Visual arts, whether you’re engaging in them or just appreciating them, can bring enjoyment and encouragement, but expressing oneself through art can also have physical and mental health benefits.

Art therapy, a type of psychotherapy, helps provide a way to express emotions and experiences not easily expressed in words. It is not about the final product; it is about healing through the process of making art.

Research has identified a range of physical and mental health benefits of art and art therapy. For example, a study of cancer patients found that four hour-long guided, creative art (drawing) therapy exercises improved participants’ psychological well-being by decreasing negative emotions and increasing positive emotions.

The American Art Therapy Association defines art therapy as an integrative mental health and human services profession that helps individuals through active art-making and creative process in a psychotherapy setting.  Art therapy is used to reduce conflicts and distress, improve cognitive functions, foster self-esteem, and build emotional resilience and social skills. It engages the mind, body, and spirit in ways that are distinct from verbal communication, according to the association.

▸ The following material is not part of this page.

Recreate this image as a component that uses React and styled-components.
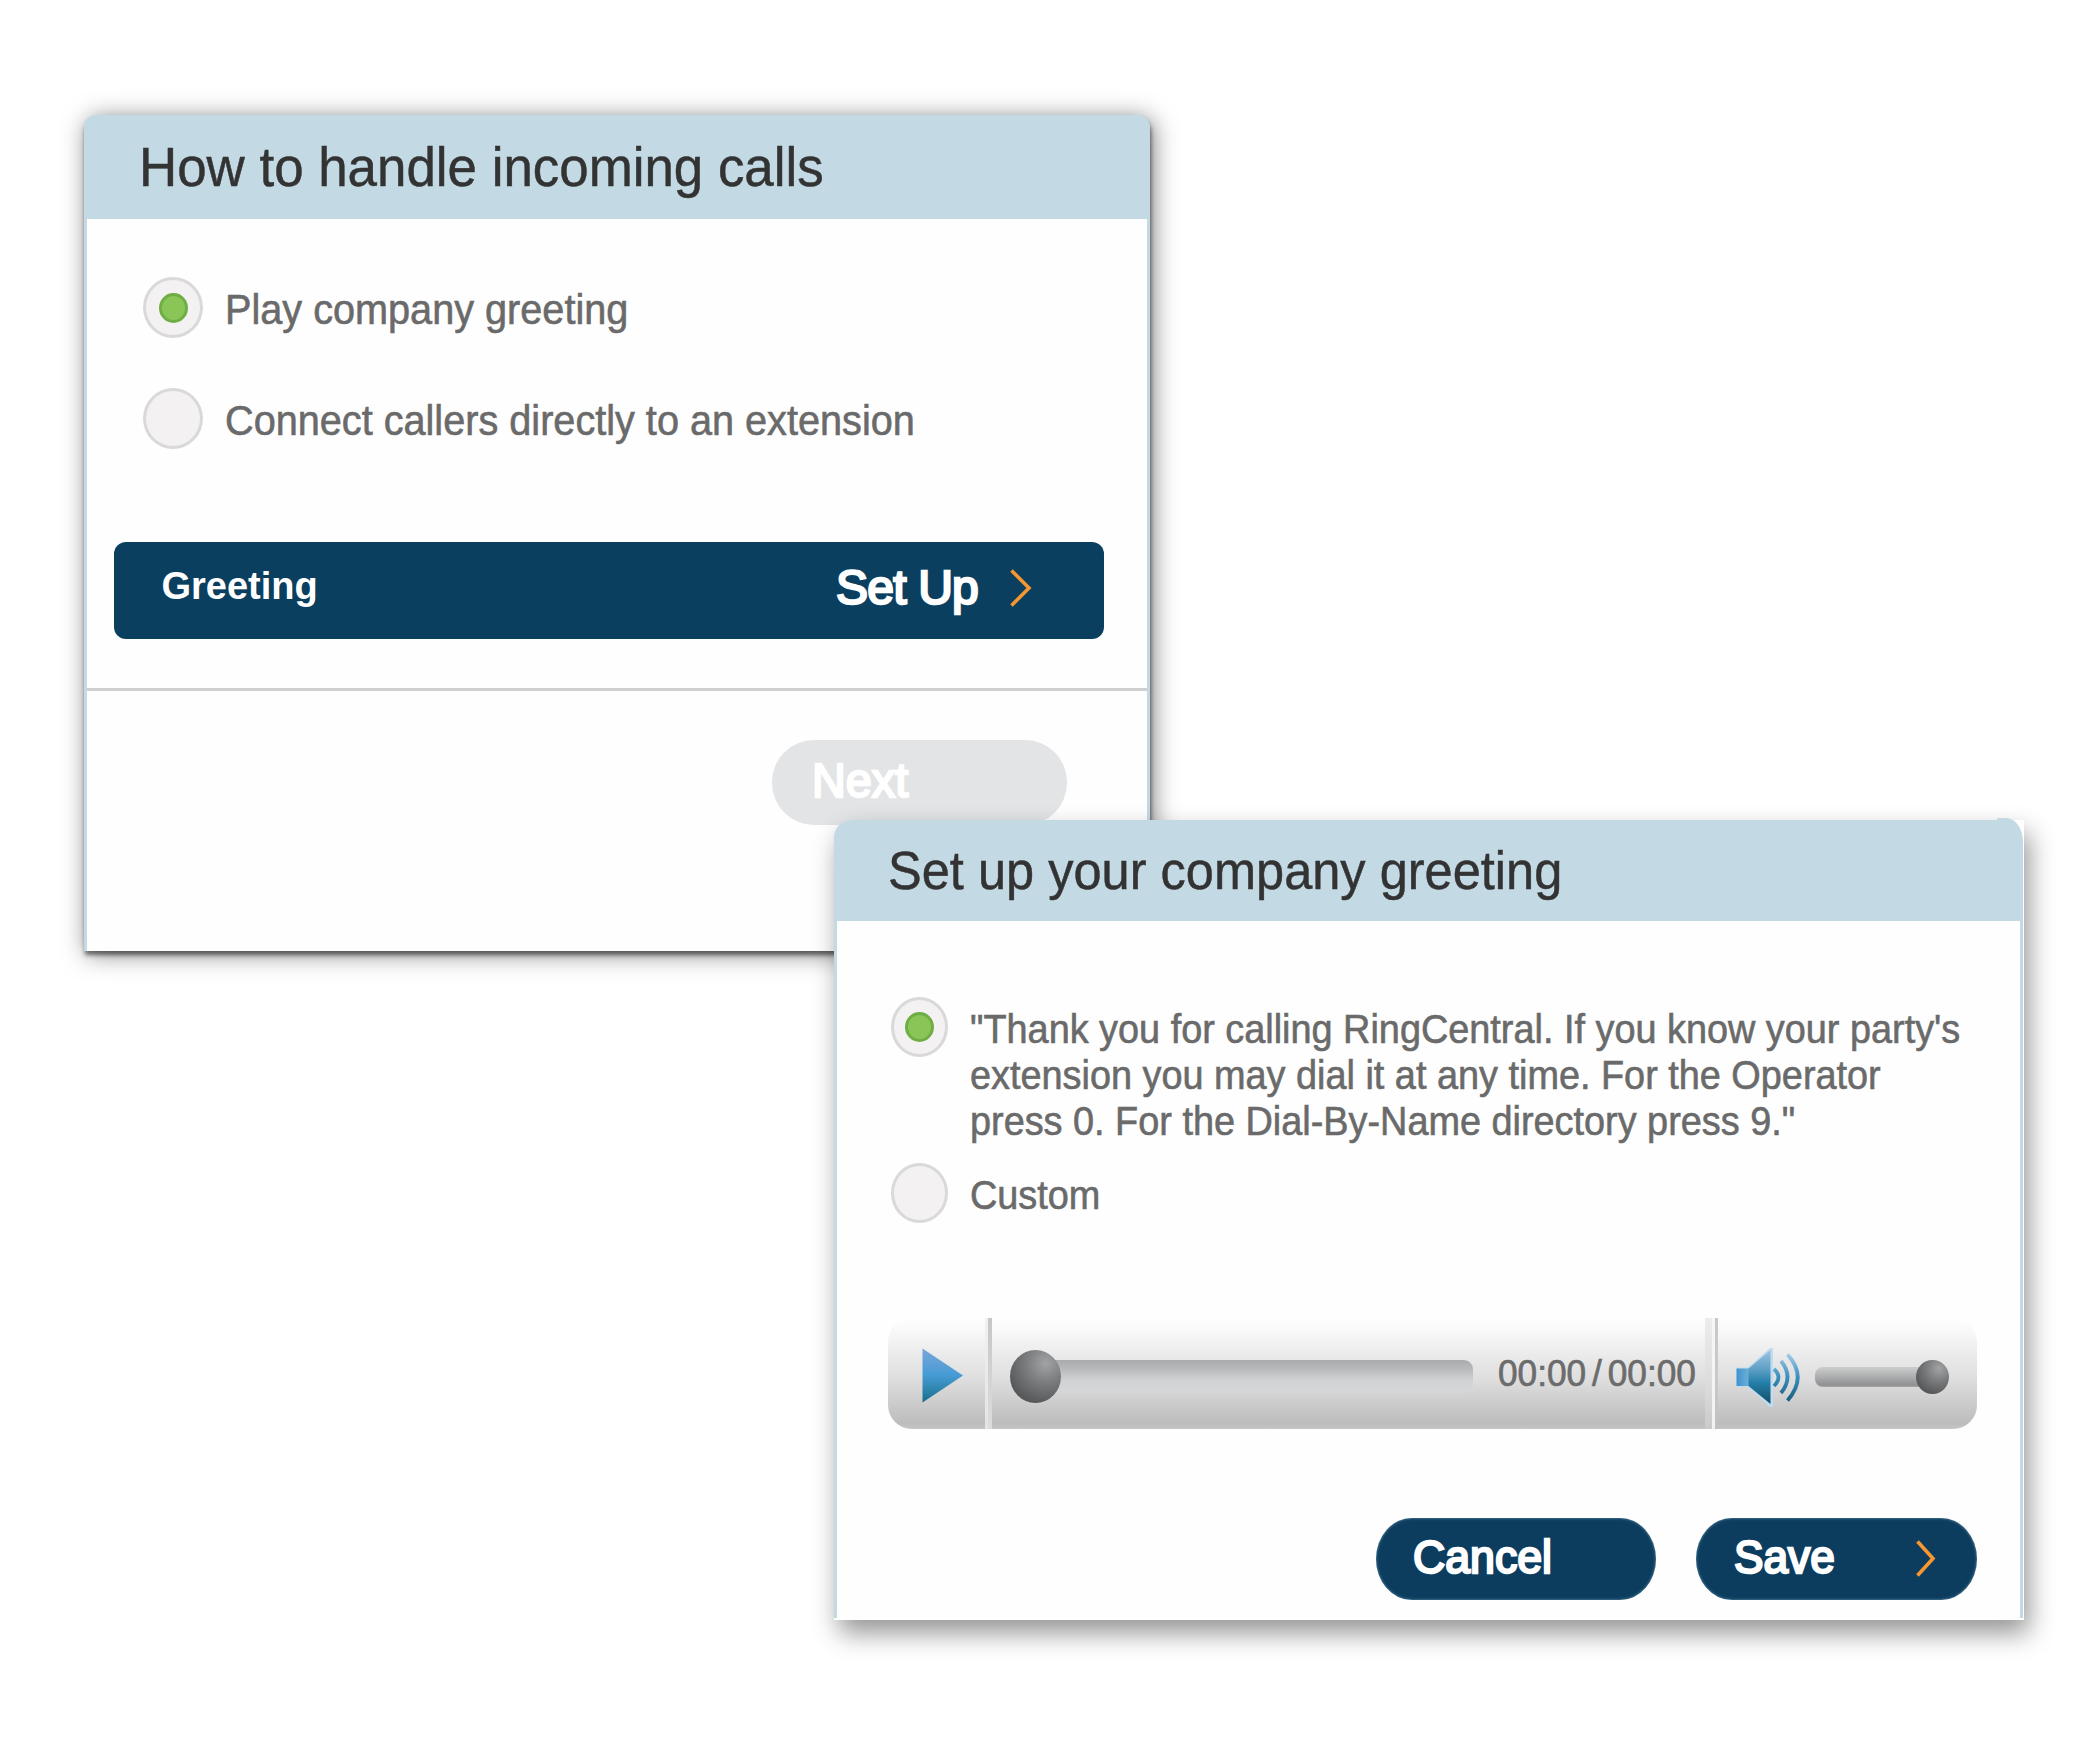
import React, { useState } from "react";
import styled, { createGlobalStyle, css } from "styled-components";

const GlobalStyle = createGlobalStyle`
  * { box-sizing: border-box; }
  body {
    margin: 0;
    background: #fff;
    font-family: "Liberation Sans", Arial, Helvetica, sans-serif;
  }
`;

const Desktop = styled.main`
  position: relative;
  width: 2092px;
  height: 1758px;
  overflow: hidden;
  background: #fff;
`;

const Panel = styled.section`
  position: absolute;
  display: flex;
  flex-direction: column;
  background: #fefefe;
`;

const CallsPanel = styled(Panel)`
  left: 84px;
  top: 115px;
  width: 1066px;
  height: 836px;
  border: solid #c3dae5;
  border-width: 0 3px;
  border-radius: 13px 13px 0 0;
  box-shadow: 1px 4px 4px rgba(0, 0, 0, 0.5), 3px 3px 24px rgba(0, 0, 0, 0.5);
`;

const GreetingPanel = styled(Panel)`
  left: 834px;
  top: 820px;
  width: 1190px;
  height: 800px;
  padding: 0 1.5px 2px 0;
  border-radius: 18px 0 0 0;
  box-shadow: 5px 13px 26px rgba(0, 0, 0, 0.42);
`;

const Frame = styled.div`
  flex: 1;
  display: flex;
  flex-direction: column;
  border: solid #c3dae5;
  border-width: 0 3px;
  border-radius: 18px 26px 0 0;
`;

const Header = styled.header`
  display: flex;
  flex: none;
  height: ${(p) => p.$height}px;
  margin: 0 -3px;
  padding: ${(p) => p.$pad};
  background: #c3dae5;
  border-radius: ${(p) => p.$radius};
`;

const HeaderCap = styled.span`
  width: 26px;
  height: 101px;
  margin: -2px 0 0 auto;
  background: #c3dae5;
  border-radius: 0 17px 0 0 / 0 24px 0 0;
`;

const Title = styled.h1`
  margin: ${(p) => p.$top}px 0 0;
  font-size: ${(p) => p.$size}px;
  line-height: 1;
  font-weight: 400;
  transform: scaleX(${(p) => p.$squeeze});
  transform-origin: left;
  -webkit-text-stroke: 0.5px #333;
  white-space: nowrap;
  color: #333;
`;

const Options = styled.div`
  display: flex;
  flex-direction: column;
  gap: ${(p) => p.$gap}px;
  padding: ${(p) => p.$pad};
`;

const Option = styled.label`
  display: flex;
  align-items: flex-start;
`;

const RadioRing = styled.span`
  flex: none;
  display: grid;
  place-items: center;
  width: ${(p) => p.$w}px;
  height: ${(p) => p.$h}px;
  border: 3px solid #d9d9d9;
  border-radius: 50%;
  background: #f3f1f2;
`;

const RadioDot = styled.span`
  width: 29px;
  height: 30px;
  border: 3px solid #6fae45;
  border-radius: 50%;
  background: #8ac557;
`;

const HiddenInput = styled.input`
  appearance: none;
  width: 0;
  height: 0;
  margin: 0;
`;

const OptionText = styled.span`
  margin: ${(p) => p.$top}px 0 0 ${(p) => p.$left}px;
  font-size: ${(p) => p.$size}px;
  line-height: ${(p) => p.$line}px;
  transform: scaleX(${(p) => p.$squeeze});
  transform-origin: left;
  -webkit-text-stroke: 0.6px #6a6a6a;
  white-space: pre;
  color: #6a6a6a;
`;

const heavy = css`
  line-height: 1;
  letter-spacing: ${(p) => p.$tracking || 0}px;
  color: #fff;
  -webkit-text-stroke: 2.4px #fff;
  white-space: nowrap;
`;

const GreetingBar = styled.button`
  display: flex;
  align-items: flex-start;
  flex: none;
  width: 990px;
  height: 96.5px;
  margin: 93px 0 0 27px;
  padding: 0 72px 0 47.5px;
  border: 0;
  border-radius: 12px;
  background: #0a3f5f;
  font-family: inherit;
`;

const BarName = styled.span`
  margin: 25px auto 0 0;
  font-size: 38px;
  line-height: 1;
  font-weight: 700;
  color: #fff;
`;

const BarAction = styled.span`
  margin: 21.5px 32px 0 0;
  font-size: 48px;
  ${heavy}
`;

const ChevronSlot = styled.span`
  display: flex;
  margin-top: ${(p) => p.$top}px;
`;

const Rule = styled.hr`
  flex: none;
  width: 100%;
  height: 3px;
  margin: 49.5px 0 49px;
  border: 0;
  background: #cfcfcf;
`;

const PillButton = styled.button`
  display: flex;
  align-items: flex-start;
  justify-content: space-between;
  flex: none;
  width: ${(p) => p.$w}px;
  height: ${(p) => p.$h}px;
  padding: 0 40.5px 0 ${(p) => p.$left}px;
  border: 0;
  border-radius: ${(p) => p.$radius};
  background: ${(p) => (p.$muted ? "#e3e4e6" : "#0c3d5f")};
  box-shadow: ${(p) => (p.$muted ? "none" : "inset 0 0 3px rgba(150, 190, 210, 0.7)")};
  font-family: inherit;
`;

const PillText = styled.span`
  margin-top: ${(p) => p.$top}px;
  font-size: ${(p) => p.$size}px;
  transform: scaleX(${(p) => p.$squeeze});
  transform-origin: left;
  ${heavy}
`;

const FooterRow = styled.div`
  display: flex;
  justify-content: flex-end;
  gap: 40px;
  padding-right: ${(p) => p.$right}px;
  margin-top: ${(p) => p.$top}px;
`;

const Player = styled.div`
  display: flex;
  align-items: center;
  flex: none;
  width: 1089px;
  height: 111.5px;
  margin: 95px 0 0 50.5px;
  padding-top: 7px;
  border-radius: 24px;
  background: linear-gradient(#fefefe 0%, #f7f7f7 14%, #ebebeb 33%, #dedede 55%, #cbcbcb 78%, #bcbcbc 95%, #c6c6c6 100%);
`;

const PlayCell = styled.div`
  display: flex;
  width: 97.5px;
  margin-top: -2px;
  padding-left: 34px;
`;

const Divider = styled.span`
  align-self: stretch;
  margin-top: -7px;
  width: 7px;
  background: linear-gradient(#c6c6c9, #d4d4d5 55%, #dcdcdc) right / 4px 100% no-repeat,
    linear-gradient(#f1f1f1, #e4e4e4);
`;

const WideDivider = styled.span`
  align-self: stretch;
  margin: -7px 0 0 9px;
  width: 13px;
  background: linear-gradient(#c9c9cb, #c9c9cb 60%, #c0c0c0) right / 3px 100% no-repeat,
    linear-gradient(#f6f6f6, #f2f2f2) 7px 0 / 3px 100% no-repeat,
    linear-gradient(#ececec, #dcdcdc 60%, #cacaca);
`;

const Seek = styled.div`
  position: relative;
  display: flex;
  align-items: center;
  width: ${(p) => p.$w}px;
  height: 53px;
  margin-left: ${(p) => p.$left}px;
`;

const SeekTrack = styled.span`
  flex: 1;
  height: 33px;
  margin-left: 25px;
  border-radius: 0 9px 9px 0;
  background: linear-gradient(#a9abad, #b9bbbd 30%, #cfd1d3 60%, #d6d7d9);
`;

const VolumeTrack = styled.span`
  flex: 1;
  height: 20px;
  margin-right: 16px;
  border-radius: 8px 0 0 8px;
  background: linear-gradient(#cdcdcd, #aeb0b1 45%, #8f9194 90%, #a5a5a5);
`;

const Knob = styled.span`
  position: absolute;
  ${(p) => p.$side}: 0;
  width: ${(p) => p.$w}px;
  height: ${(p) => p.$h}px;
  border-radius: 50%;
  background: radial-gradient(circle at 70% 25%, #a2a3a5 0%, #7d7e80 35%, #58595b 75%, #505153 100%);
`;

const Time = styled.span`
  width: 198px;
  margin: -5px 0 0 25px;
  font-size: 36.5px;
  line-height: 1;
  transform: scaleX(0.965);
  transform-origin: left;
  word-spacing: -4px;
  -webkit-text-stroke: 0.7px #6c6c6c;
  white-space: nowrap;
  color: #6c6c6c;
`;

const SpeakerSlot = styled.span`
  display: flex;
  margin-left: 18px;
`;

const Chevron = ({ width, height }) => (
  <svg width={width} height={height} viewBox={`0 0 ${width} ${height}`} fill="none">
    <path
      d={`M1.5 1.5 L${width - 3} ${height / 2} L1.5 ${height - 1.5}`}
      stroke="#f8962f"
      strokeWidth="3.6"
    />
  </svg>
);

const PlayIcon = () => (
  <svg width="42" height="55" viewBox="0 0 42 55">
    <defs>
      <linearGradient id="play" x1="0" y1="0" x2="0" y2="1">
        <stop offset="0" stopColor="#7aa6da" />
        <stop offset="0.5" stopColor="#469bd4" />
        <stop offset="0.75" stopColor="#2f86ae" />
        <stop offset="1" stopColor="#156a8c" />
      </linearGradient>
    </defs>
    <path d="M0.5 0.5 L41 27.5 L0.5 54.5 Z" fill="url(#play)" />
  </svg>
);

const SpeakerIcon = () => (
  <svg width="66" height="60" viewBox="0 0 66 60">
    <defs>
      <linearGradient id="cone" x1="0" y1="0" x2="0" y2="1">
        <stop offset="0" stopColor="#9fc3e2" />
        <stop offset="0.35" stopColor="#5fa0c6" />
        <stop offset="0.6" stopColor="#2580aa" />
        <stop offset="1" stopColor="#124c66" />
      </linearGradient>
      <linearGradient id="magnet" x1="0" y1="0" x2="1" y2="0">
        <stop offset="0" stopColor="#3f93cf" />
        <stop offset="1" stopColor="#6fb0d8" />
      </linearGradient>
      <linearGradient id="wave" gradientUnits="userSpaceOnUse" x1="0" y1="6" x2="0" y2="54">
        <stop offset="0" stopColor="#a9cde6" />
        <stop offset="0.5" stopColor="#3a8fc0" />
        <stop offset="1" stopColor="#175f80" />
      </linearGradient>
    </defs>
    <path d="M0.5 20.5 H12 L34 1 H37 V60 H34 L12 40 H0.5 Z" fill="#bfdcf0" />
    <path d="M0.5 21.5 H13 V39 H0.5 Z" fill="url(#magnet)" />
    <path d="M12.5 21.5 L34.5 3 V57 L12.5 39 Z" fill="url(#cone)" />
    <g fill="none" stroke="url(#wave)" strokeWidth="3.8">
      <path d="M38 22 Q47 30 38 39" />
      <path d="M45 14 Q58 30 45 46" />
      <path d="M51.500 7.500 Q72 30 51.500 53.500" />
    </g>
  </svg>
);

const RadioOption = ({ name, checked, onSelect, ringW, ringH, children, ...text }) => (
  <Option>
    <HiddenInput type="radio" name={name} checked={checked} onChange={onSelect} />
    <RadioRing $w={ringW} $h={ringH}>{checked && <RadioDot />}</RadioRing>
    <OptionText {...text}>{children}</OptionText>
  </Option>
);

const GREETING =
  "\"Thank you for calling RingCentral. If you know your party's\n" +
  "extension you may dial it at any time. For the Operator\n" +
  'press 0. For the Dial-By-Name directory press 9."';

export default function App() {
  const [handling, setHandling] = useState("greeting");
  const [source, setSource] = useState("default");
  const large = { ringW: 60, ringH: 61, $size: 42, $line: 42, $squeeze: 0.944, $top: 11.5, $left: 22 };
  const small = { ringW: 57, ringH: 59.5, $size: 40, $line: 46, $squeeze: 0.946, $top: 8.5, $left: 21.5 };

  return (
    <>
      <GlobalStyle />
      <Desktop>
        <CallsPanel>
          <Header $height={104} $pad="0 0 0 55px" $radius="13px 13px 0 0">
            <Title $size={56} $top={24} $squeeze={0.944}>How to handle incoming calls</Title>
          </Header>
          <Options $gap={50} $pad="58px 0 0 56px">
            <RadioOption name="handling" checked={handling === "greeting"} onSelect={() => setHandling("greeting")} {...large}>
              Play company greeting
            </RadioOption>
            <RadioOption name="handling" checked={handling === "direct"} onSelect={() => setHandling("direct")} {...large}>
              Connect callers directly to an extension
            </RadioOption>
          </Options>
          <GreetingBar>
            <BarName>Greeting</BarName>
            <BarAction $tracking={-0.8}>Set Up</BarAction>
            <ChevronSlot $top={27}><Chevron width={22} height={38} /></ChevronSlot>
          </GreetingBar>
          <Rule />
          <FooterRow $right={80} $top={0}>
            <PillButton $muted $w={295} $h={85} $left={39.5} $radius="42px">
              <PillText $size={48} $top={17} $squeeze={0.975}>Next</PillText>
            </PillButton>
          </FooterRow>
        </CallsPanel>

        <GreetingPanel>
          <Frame>
            <Header $height={101} $pad="0 0 0 53.5px" $radius="18px 26px 0 0">
              <Title $size={54} $top={22.5} $squeeze={0.936}>Set up your company greeting</Title>
              <HeaderCap />
            </Header>
            <Options $gap={19.7} $pad="76px 0 0 54px">
              <RadioOption name="source" checked={source === "default"} onSelect={() => setSource("default")} {...small}>
                {GREETING}
              </RadioOption>
              <RadioOption name="source" checked={source === "custom"} onSelect={() => setSource("custom")} {...small}>
                Custom
              </RadioOption>
            </Options>
            <Player>
              <PlayCell><PlayIcon /></PlayCell>
              <Divider />
              <Seek $w={463} $left={18}>
                <SeekTrack />
                <Knob $side="left" $w={51} $h={53} />
              </Seek>
              <Time>00:00 / 00:00</Time>
              <WideDivider />
              <SpeakerSlot><SpeakerIcon /></SpeakerSlot>
              <Seek $w={134} $left={13}>
                <VolumeTrack />
                <Knob $side="right" $w={33} $h={34.5} />
              </Seek>
            </Player>
            <FooterRow $right={43} $top={88.5}>
              <PillButton $w={280.5} $h={82} $left={37.5} $radius="36px / 41px">
                <PillText $size={47} $top={15.5} $squeeze={0.95}>Cancel</PillText>
              </PillButton>
              <PillButton $w={280.5} $h={82} $left={37.5} $radius="36px / 41px">
                <PillText $size={47} $top={15.5} $squeeze={0.94}>Save</PillText>
                <ChevronSlot $top={22.5}><Chevron width={20} height={37} /></ChevronSlot>
              </PillButton>
            </FooterRow>
          </Frame>
        </GreetingPanel>
      </Desktop>
    </>
  );
}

Art therapists are master-level clinicians who work with people of all ages across many practice settings, such as hospitals, schools, private practice, psychiatric and rehabilitation facilities and crisis centers.

One six-month study of caregivers of people with long-term illness found that regularly taking part in a creative arts activity reduced stress, decreased anxiety and increased positive emotions among the caregivers. In hospital settings, art therapy has been found to reduce the need for sleep medication and to reduce the length of hospital stays.

The authors of a review of research, Heather Stuckey, D.Ed., and Jeremy Nobel, M.D., M.P.H., concluded that use of arts in healing “complements the biomedical view by focusing on not only sickness and symptoms themselves but the holistic nature of the person.”

A study of women with cancer engaging in different types of visual arts, including card-making, collage, pottery, watercolor and acrylics found four types of benefits: it helped them focus on positive life experiences and reduce focus on their cancer; enhanced their self-worth and identity through challenge and achievement; allowed them to maintain a social identity not related to cancer; and allowed them to express their feelings, especially related to chemotherapy. Another study of women with cancer found reduced emotional distress and decrease in physical symptoms with the use of art therapy.

A review of research over the past decade looking at art therapy for people with serious mental illness found it to be a “potentially low-risk and high benefit intervention to minimize symptoms and maximize functioning in individuals living with serious mental illness.”

Other creative pursuits, such as music, writing, dance and play acting, have also demonstrated emotional and mental health benefits.

Whether you are struggling with a mental health concern or just looking to cope with everyday stresses, consider adding some creative arts into your day. You can find a trained art therapist through the American Art Therapy Association, Art Therapist Locator or through an online directory at the Art Therapy Credentials Board.